With expertise in strategic business development, employee engagement, employment branding, culture development and turnaround, leadership and team development, organizational and strategy development, along with legal compliance, she has gained a broad generalist background across a wide range of industries in her more than 20 years in human resources, with much of her career focused on working with CEO’s to develop people strategies to help the organizations grow. She began her career in HR while in college, interning with a global public transportation company, and advanced through the organization over the next five years. She found her HR home in smaller, private companies, where she could have the most impact on the business. She’s led the HR function at an award-winning multi-state professional services firm; a pulitzer-prize winning newspaper and publishing company, and a national wellness distribution company.
Tracie has a Bachelor’s degree in Psychology from The College of The Holy Cross, and a Master’s Degree in Human Resource Administration from Framingham State University. She is SPHR and SHRM-SCP certified. She is a member of SHRM, MAHRA, HRA-GC, the Board of Directors of Families in Transition, and Anthem-NH Customer Advisory Board. Tracie lives in Concord, NH with her family.
Q. What advice can you give to HR professionals who are new to the HR tech buyer role for sourcing HR technology vendors?
Attend an event, like HR Tech or SHRM, with a large number of vendors. That was the process I used, and it was invaluable to be able to travel from booth to booth, talking to potential vendors, and then returning later after I had researched and reviewed materials. If you are searching for a new payroll system, talk to every payroll vendor. If you are searching for a new LMS vendor, talk to everyone. View demos, talk to other HR professionals at the booths and at the conference.
Q. How can HR professionals – especially those in small companies -- avoid the common mistakes made early in the HR tech selection process?
It is critically important to ask A LOT of questions of potential vendors, and be sure that the tech you are looking at is the right tech for you. Most vendors will be able to accommodate your size of company, or particular needs, but some vendors will be better suited to your needs. Make a list of questions, ask them of all potential vendors. Talk to references (ideally at companies of similar size) that the companies provide you. If they cannot provide you references..... run! But as we all know in HR, references give you only so much information. Talk to your HR peers at other companies, post questions in Facebook or LinkedIn groups, dig in and find out as much as you can.
Q. What were your biggest challenges as you converted your HR department’s outdated and paper-filled processes to new HR technology? What advice can you share with HR pros who are looking to update their departments?
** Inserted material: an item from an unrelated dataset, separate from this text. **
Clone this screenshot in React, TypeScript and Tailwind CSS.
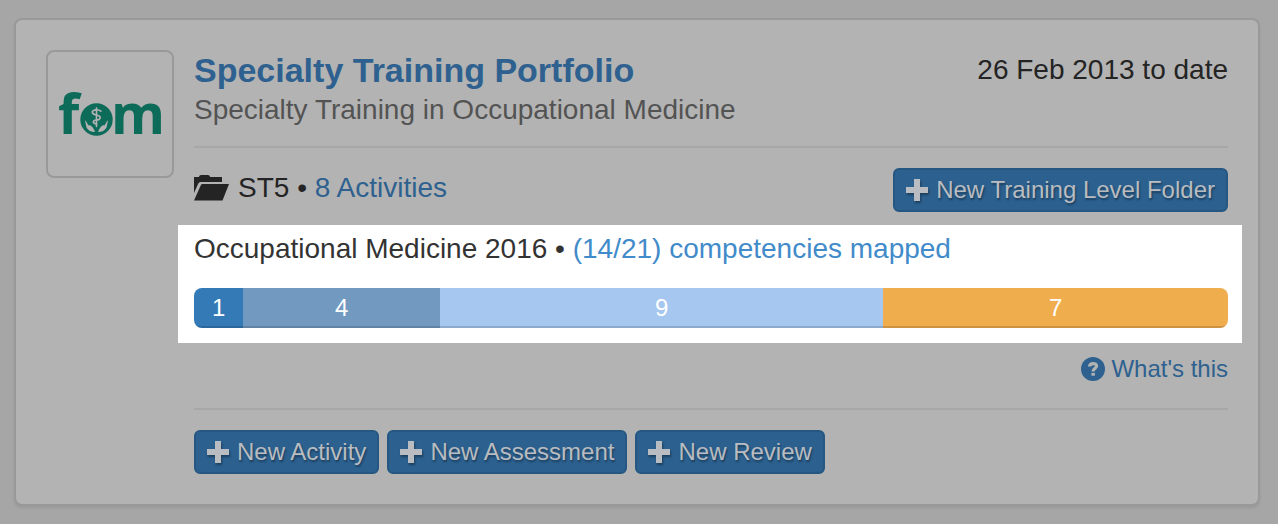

We had quite a few challenges. As a company of about 500 team members, we have a team of three in HR (we are also responsible for payroll.) When I started here two years ago, I looked at going paperless as absolutely critical to being able to provide the best service to everyone in our company, and relieving the burden on our 50+ managers, who were responsible for their own hiring and on-boarding. One of our biggest challenges was to make change happen - and this was a big change! We went very, very slow to ensure everyone was comfortable with the process. We also rolled out the changes in stages. (Our changes included a new performance management system, new LMS, significant payroll/HRIS changes, our first ATS, along with going paperless!) The biggest piece of advice I can share is to talk to your team members - managers, front line employees, everyone. Find out what they are looking for. We talked about it for many months before we made any changes. We wanted to make sure we could get buy in on the changes we were making.
Q. How can HR professionals convince and achieve buy-in from the C-suite on why the technology improvements are necessary?
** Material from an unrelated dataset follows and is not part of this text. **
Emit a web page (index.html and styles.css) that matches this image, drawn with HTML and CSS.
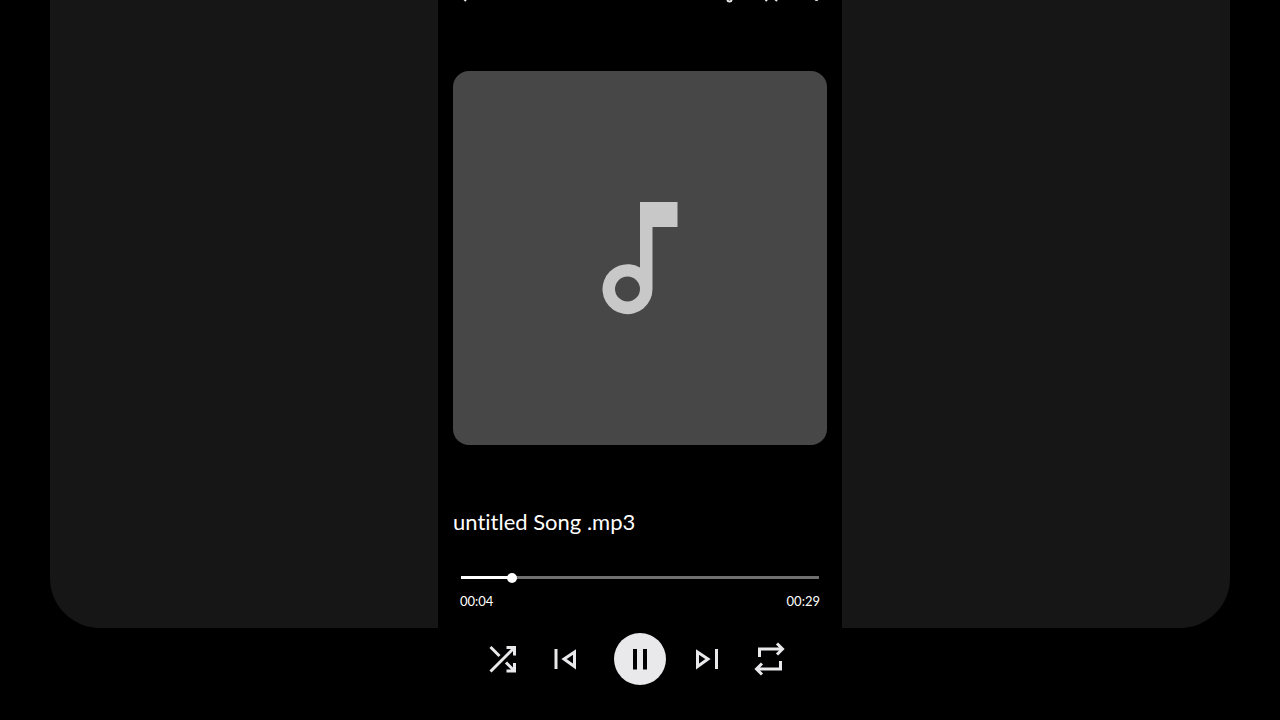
FILE: index.html
```html
<!DOCTYPE html>
<html lang="en">
  <head>
    <meta charset="utf-8">
    <meta name="viewport" content="width=device-width, initial-scale=1">
    <title>untitled Song .mp3</title>
    <link rel="stylesheet" href="styles.css">
  </head>
  <body>
    <div class="stage">
      <div class="backdrop"></div>
      <main class="player">
        <header class="toolbar">
          <button class="tool" aria-label="Back">
            <svg viewBox="0 0 24 4"><path d="M11-1l2 2"/></svg>
          </button>
          <div class="tools">
            <button class="tool" aria-label="Cast">
              <svg viewBox="0 0 24 4"><path d="M12.500-.500a2 2 0 0 0 4 0"/></svg>
            </button>
            <button class="tool" aria-label="Favorite">
              <svg viewBox="0 0 24 4"><path d="M6.500 1l2-2M18 1l-2-2"/></svg>
            </button>
            <button class="tool" aria-label="More">
              <svg viewBox="0 0 24 4"><circle cx="13.500" cy="-1" r="1"/></svg>
            </button>
          </div>
        </header>
        <div class="artwork">
          <svg viewBox="0 0 76 114">
            <path fill-rule="evenodd" d="M38 1h37.500v25H50.500v62A25 25 0 1 1 38 66.500zM25.500 75.500a12.500 12.500 0 1 0 0 25a12.500 12.500 0 1 0 0-25z"/>
          </svg>
        </div>
        <h1 class="title">untitled Song .mp3</h1>
        <div class="progress">
          <input class="seek" type="range" min="0" max="29" step="0.1" value="3.8" aria-label="Seek">
          <div class="times">
            <span>00:04</span>
            <span>00:29</span>
          </div>
        </div>
        <div class="controls">
          <button class="control" aria-label="Shuffle">
            <svg viewBox="0 0 40 52"><path d="M4.500 38.500L28 15M4.500 14l9 9M20 29.500l8 8M20.500 14.500H28.500v8M28.500 30v8h-8"/></svg>
          </button>
          <button class="control" aria-label="Previous">
            <svg viewBox="0 0 40 52"><path d="M6 16v20M24.500 19v14.500L14 26z"/></svg>
          </button>
          <button class="control play" aria-label="Pause">
            <svg viewBox="0 0 52 52"><path d="M21 16v20.500M31 16v20.500"/></svg>
          </button>
          <button class="control" aria-label="Next">
            <svg viewBox="0 0 40 52"><path d="M26.500 16v20M7.500 19v14.500L18 26z"/></svg>
          </button>
          <button class="control" aria-label="Repeat">
            <svg viewBox="0 0 40 52"><path d="M5.500 24v-8H28M23 10.500l5.500 5.500l-5.500 5.500M26.500 28v8H3M8 30.500L2.500 36L8 41.500"/></svg>
          </button>
        </div>
      </main>
    </div>
  </body>
</html>
```
FILE: styles.css
```css
body {
  --backdrop-color: #161616;
  --artwork-color: #474747;
  --note-color: #c8c8c8;
  --icon-color: #e9e9eb;
  margin: 0;
  background-color: black;
  color: white;
  font-family: Lato, "Liberation Sans", sans-serif;
  font-variant-ligatures: none;
}

button {
  padding: 0;
  border: none;
  background-color: transparent;
  color: var(--icon-color);
  cursor: pointer;
}

svg {
  display: block;
  fill: none;
  stroke: currentColor;
}

/* the backdrop and the player share one grid cell */
.stage {
  display: grid;
  min-height: 100vh;
}

.backdrop,
.player {
  grid-area: 1 / 1;
}

.backdrop {
  margin: 0 50px 92px;
  border-radius: 0 0 50px 50px;
  background-color: var(--backdrop-color);
}

.player {
  box-sizing: border-box;
  width: 100%;
  max-width: 404px;
  margin: 0 auto;
  padding: 0 15px 32px;
  background-color: black;
}

.toolbar {
  display: flex;
  justify-content: space-between;
  height: 4px;
  overflow: hidden;
}

.tools {
  display: flex;
  gap: 20px;
}

.tool {
  width: 24px;
  height: 4px;
}

.tool svg {
  stroke-width: 2;
}

.artwork {
  display: flex;
  align-items: center;
  justify-content: center;
  aspect-ratio: 1;
  margin-top: 67px;
  border-radius: 16px;
  background-color: var(--artwork-color);
}

.artwork svg {
  width: 76px;
  fill: var(--note-color);
  stroke: none;
}

.title {
  margin: 63px 0 0;
  font-size: 22px;
  font-weight: 400;
  line-height: 28px;
}

.progress {
  margin-top: 35px;
  padding: 0 7px;
}

.seek {
  display: block;
  appearance: none;
  width: calc(100% - 2px);
  height: 13px;
  margin: 0 1px;
  background: linear-gradient(to right, white 14%, #707070 14%) center / 100% 3px no-repeat;
}

.seek::-webkit-slider-thumb {
  appearance: none;
  width: 10px;
  height: 10px;
  border-radius: 50%;
  background-color: white;
}

.times {
  display: flex;
  justify-content: space-between;
  margin-top: 9px;
  font-size: 13px;
  line-height: 16px;
}

.controls {
  display: flex;
  justify-content: center;
  gap: 24px;
  margin-top: 24px;
}

.control {
  width: 40px;
  height: 52px;
}

.control svg {
  stroke-width: 3;
}

.play {
  width: 52px;
  border-radius: 50%;
  background-color: var(--icon-color);
  color: black;
}

.play svg {
  stroke-width: 4;
}
```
We are fortunate to have a very supportive CEO. Although we were not able to back the theory up with metrics, we theorized that by making these technology improvements and moving some of the processes into HR (and automating them), we would free up time for managers, allowing them to spend their time focused on their business - and on sales. We also took a look at all of the products we had, and services we bought as an HR department, and made some changes there. That allowed us to buy additional technology without spending quite as much as we thought. When going to a CEO with a problem (in our case, too much paperwork and overloaded managers), I always find it helpful to have a solution mapped out (new technology to take away the paperwork and relieve the burden on manager.)
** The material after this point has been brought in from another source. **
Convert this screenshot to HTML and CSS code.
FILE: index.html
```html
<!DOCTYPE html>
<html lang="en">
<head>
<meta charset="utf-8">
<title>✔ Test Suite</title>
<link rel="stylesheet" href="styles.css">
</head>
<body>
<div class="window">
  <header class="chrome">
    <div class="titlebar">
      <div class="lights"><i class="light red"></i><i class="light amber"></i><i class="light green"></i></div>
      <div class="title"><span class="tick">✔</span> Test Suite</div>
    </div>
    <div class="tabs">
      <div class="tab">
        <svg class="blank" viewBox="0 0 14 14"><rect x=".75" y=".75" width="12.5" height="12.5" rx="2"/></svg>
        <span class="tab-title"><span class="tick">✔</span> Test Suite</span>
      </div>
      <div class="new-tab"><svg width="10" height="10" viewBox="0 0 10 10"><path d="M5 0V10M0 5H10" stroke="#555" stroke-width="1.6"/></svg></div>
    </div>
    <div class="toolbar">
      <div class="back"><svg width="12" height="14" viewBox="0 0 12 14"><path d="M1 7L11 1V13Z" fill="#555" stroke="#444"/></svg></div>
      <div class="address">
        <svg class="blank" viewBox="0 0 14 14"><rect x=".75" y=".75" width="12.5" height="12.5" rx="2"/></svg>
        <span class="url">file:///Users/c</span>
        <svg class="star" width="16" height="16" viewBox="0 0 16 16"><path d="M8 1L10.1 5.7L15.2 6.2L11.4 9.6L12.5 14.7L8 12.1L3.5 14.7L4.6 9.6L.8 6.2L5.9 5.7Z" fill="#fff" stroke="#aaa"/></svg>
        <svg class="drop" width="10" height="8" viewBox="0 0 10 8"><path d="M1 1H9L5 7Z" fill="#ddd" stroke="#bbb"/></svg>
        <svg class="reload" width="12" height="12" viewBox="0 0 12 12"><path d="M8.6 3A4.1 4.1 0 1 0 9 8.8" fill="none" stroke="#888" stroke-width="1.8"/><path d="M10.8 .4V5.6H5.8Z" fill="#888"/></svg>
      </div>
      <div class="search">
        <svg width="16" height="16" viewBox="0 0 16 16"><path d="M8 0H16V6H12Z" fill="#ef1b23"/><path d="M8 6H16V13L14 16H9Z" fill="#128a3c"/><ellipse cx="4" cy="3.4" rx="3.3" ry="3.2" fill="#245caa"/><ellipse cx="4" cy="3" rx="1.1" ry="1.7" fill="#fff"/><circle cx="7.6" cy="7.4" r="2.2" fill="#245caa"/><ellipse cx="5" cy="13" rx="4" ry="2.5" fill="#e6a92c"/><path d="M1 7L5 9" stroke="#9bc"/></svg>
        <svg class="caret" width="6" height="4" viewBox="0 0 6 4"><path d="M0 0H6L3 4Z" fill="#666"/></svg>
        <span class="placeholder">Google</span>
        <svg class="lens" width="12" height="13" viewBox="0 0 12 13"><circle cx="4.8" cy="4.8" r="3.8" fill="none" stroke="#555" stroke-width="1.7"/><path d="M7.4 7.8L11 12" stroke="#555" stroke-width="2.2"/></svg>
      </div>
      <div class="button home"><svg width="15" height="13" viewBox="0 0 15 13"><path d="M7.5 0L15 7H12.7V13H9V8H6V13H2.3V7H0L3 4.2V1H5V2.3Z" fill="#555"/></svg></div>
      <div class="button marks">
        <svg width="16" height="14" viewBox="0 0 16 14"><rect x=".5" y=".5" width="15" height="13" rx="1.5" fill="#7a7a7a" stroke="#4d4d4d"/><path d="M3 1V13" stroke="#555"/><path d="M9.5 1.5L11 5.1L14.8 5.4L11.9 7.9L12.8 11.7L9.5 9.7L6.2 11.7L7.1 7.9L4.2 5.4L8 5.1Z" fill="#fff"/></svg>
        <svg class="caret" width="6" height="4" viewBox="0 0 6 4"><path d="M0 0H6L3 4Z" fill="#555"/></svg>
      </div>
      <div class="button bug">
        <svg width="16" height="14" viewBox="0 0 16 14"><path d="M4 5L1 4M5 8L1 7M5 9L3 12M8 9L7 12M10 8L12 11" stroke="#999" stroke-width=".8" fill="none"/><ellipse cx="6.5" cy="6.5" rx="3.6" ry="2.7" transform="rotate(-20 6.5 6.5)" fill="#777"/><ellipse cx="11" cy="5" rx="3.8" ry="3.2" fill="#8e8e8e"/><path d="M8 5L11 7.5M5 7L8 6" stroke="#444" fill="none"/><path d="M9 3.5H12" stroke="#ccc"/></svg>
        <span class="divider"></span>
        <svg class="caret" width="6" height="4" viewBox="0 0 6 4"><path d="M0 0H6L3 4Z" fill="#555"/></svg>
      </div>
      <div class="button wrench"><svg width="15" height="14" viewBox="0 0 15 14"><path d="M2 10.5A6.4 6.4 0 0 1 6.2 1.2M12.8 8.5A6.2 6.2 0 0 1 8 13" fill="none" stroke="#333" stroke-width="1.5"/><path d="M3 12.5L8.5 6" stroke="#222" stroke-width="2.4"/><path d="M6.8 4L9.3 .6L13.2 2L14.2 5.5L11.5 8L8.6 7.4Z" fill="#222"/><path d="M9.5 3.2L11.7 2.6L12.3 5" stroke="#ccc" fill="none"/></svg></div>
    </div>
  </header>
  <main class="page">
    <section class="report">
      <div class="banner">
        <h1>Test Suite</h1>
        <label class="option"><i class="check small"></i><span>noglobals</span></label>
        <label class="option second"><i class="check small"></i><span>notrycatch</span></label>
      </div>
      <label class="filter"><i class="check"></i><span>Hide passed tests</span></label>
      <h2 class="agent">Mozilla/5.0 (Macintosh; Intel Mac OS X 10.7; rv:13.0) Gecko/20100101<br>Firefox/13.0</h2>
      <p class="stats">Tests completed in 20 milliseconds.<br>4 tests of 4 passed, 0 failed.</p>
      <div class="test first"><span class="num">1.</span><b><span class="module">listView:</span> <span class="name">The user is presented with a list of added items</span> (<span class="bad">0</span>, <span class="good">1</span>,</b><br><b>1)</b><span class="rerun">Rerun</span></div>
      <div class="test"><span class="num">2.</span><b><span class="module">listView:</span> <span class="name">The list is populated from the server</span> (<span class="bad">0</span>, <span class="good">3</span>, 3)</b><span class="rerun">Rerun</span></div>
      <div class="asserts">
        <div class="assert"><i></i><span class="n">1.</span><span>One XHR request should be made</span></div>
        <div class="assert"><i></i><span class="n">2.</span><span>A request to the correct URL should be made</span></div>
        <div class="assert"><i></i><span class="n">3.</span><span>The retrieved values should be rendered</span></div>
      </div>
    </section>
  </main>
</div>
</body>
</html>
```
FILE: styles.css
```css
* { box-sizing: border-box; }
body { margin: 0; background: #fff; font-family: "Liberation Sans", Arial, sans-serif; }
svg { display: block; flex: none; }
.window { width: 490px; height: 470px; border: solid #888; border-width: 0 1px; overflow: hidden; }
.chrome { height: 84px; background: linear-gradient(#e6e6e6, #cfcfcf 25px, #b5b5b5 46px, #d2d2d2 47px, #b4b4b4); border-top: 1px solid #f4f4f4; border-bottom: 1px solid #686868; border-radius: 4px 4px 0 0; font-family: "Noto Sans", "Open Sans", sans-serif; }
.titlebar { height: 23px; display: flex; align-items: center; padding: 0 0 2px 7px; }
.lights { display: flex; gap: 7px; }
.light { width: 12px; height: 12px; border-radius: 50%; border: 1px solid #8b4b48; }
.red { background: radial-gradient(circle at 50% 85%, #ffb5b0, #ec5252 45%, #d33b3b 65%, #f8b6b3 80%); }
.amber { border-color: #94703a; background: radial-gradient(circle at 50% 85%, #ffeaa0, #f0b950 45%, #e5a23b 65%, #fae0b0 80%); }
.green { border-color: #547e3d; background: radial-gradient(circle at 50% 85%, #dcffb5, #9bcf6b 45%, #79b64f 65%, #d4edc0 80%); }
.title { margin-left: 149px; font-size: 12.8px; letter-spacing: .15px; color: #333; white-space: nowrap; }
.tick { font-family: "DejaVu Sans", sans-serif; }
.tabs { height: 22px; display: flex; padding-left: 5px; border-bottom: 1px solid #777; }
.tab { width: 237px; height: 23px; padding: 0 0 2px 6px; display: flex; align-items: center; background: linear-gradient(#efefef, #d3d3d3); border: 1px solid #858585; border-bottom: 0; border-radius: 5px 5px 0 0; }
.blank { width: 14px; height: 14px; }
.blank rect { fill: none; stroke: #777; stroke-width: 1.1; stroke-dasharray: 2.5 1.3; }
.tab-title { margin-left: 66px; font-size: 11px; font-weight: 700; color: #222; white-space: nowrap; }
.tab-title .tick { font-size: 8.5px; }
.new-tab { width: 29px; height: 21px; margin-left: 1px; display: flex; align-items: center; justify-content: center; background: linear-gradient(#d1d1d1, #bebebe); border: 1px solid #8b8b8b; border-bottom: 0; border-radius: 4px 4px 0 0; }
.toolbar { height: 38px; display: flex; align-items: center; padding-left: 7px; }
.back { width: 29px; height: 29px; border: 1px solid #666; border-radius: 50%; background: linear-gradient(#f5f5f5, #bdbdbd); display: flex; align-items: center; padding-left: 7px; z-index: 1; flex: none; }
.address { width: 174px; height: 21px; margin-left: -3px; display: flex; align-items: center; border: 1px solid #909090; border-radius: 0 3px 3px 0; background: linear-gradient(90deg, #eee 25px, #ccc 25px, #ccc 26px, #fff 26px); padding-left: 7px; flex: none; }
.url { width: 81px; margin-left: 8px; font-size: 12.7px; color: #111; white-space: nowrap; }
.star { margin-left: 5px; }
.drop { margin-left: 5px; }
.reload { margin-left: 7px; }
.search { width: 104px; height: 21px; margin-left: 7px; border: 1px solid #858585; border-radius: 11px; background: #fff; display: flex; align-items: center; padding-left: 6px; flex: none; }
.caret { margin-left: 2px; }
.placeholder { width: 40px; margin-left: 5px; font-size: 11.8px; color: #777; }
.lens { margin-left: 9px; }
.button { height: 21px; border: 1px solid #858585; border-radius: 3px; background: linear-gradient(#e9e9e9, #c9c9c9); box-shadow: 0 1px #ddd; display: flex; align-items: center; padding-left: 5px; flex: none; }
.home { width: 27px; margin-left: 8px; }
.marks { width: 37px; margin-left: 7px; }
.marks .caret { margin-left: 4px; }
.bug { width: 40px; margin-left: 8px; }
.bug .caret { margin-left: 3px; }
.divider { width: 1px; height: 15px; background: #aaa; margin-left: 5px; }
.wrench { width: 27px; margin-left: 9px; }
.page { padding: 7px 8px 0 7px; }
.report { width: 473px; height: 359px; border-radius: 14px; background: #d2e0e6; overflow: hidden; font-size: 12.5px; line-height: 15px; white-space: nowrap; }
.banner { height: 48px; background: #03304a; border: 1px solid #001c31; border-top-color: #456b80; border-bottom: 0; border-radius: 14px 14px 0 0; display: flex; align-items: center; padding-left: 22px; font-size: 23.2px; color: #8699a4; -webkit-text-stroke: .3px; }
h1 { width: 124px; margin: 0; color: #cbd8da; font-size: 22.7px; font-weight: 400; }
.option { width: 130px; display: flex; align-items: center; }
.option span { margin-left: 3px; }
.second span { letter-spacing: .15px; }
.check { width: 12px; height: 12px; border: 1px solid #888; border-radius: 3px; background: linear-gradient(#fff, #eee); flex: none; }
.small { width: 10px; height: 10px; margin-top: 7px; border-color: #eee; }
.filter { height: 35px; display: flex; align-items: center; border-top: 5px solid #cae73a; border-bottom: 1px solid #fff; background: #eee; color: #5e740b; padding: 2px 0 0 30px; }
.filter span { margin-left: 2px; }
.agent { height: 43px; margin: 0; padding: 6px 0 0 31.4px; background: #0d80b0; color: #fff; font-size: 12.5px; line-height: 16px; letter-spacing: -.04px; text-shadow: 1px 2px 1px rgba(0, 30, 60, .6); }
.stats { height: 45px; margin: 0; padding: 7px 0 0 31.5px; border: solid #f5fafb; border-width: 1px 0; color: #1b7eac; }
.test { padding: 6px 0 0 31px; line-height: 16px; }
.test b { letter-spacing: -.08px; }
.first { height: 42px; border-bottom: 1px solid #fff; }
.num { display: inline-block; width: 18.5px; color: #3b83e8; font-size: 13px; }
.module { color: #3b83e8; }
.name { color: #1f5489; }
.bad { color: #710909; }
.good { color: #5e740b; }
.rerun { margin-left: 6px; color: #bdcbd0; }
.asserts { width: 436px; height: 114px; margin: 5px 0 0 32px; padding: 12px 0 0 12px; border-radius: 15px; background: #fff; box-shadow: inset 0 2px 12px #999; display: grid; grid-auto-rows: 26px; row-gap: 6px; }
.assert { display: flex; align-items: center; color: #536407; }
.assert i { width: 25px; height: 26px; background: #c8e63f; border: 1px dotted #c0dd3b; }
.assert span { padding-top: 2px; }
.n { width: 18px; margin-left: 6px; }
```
Q. How are you using HR technology to improve the not only employee engagement, but also the “employee experience” at The Granite Group?
At The Granite Group, we have nearly 500 team members, spread across 34 locations, all over New England. We are a family owned, employee-focused company, so the "employee experience" is critical to us. We moved our on-boarding and benefits processes online (they were previously paper based), allowing us to free up our orientation program to focus on company and culture, instead of paperwork. New team members have access to a wealth of information on our HRIS system and on our intranet, giving them access to everything they need to know as a new hire at TGG. This is such a critical area for us, however, that it continues to evolve. We regularly ask new hires for input on their experience here, via surveys, town halls, meetings, emails, etc., and we make improvements based on those suggestions.
Q. As technology continues to evolve, what do you think the future of HR will look like?
I view technology as a critical tool to help us all deliver information and services better, and more efficiency. HR is often a little slower to evolve than some areas, but as more and more companies see the value of HR Technology, HR can spend more time working strategically, partnering with leadership to help grow the business and drive change. However, as important as technology is, people run companies. We must never forget the value of human interaction. HR is in the best position to ensure companies remember that!
Tracie Sponenberg will speak at the 2017 HR Technology Conference on Thursday, October 12, 2017 from 11:00 AM - 12:00 PM: How the Granite Group Improved Engagement, Efficiency and Got Back to Business.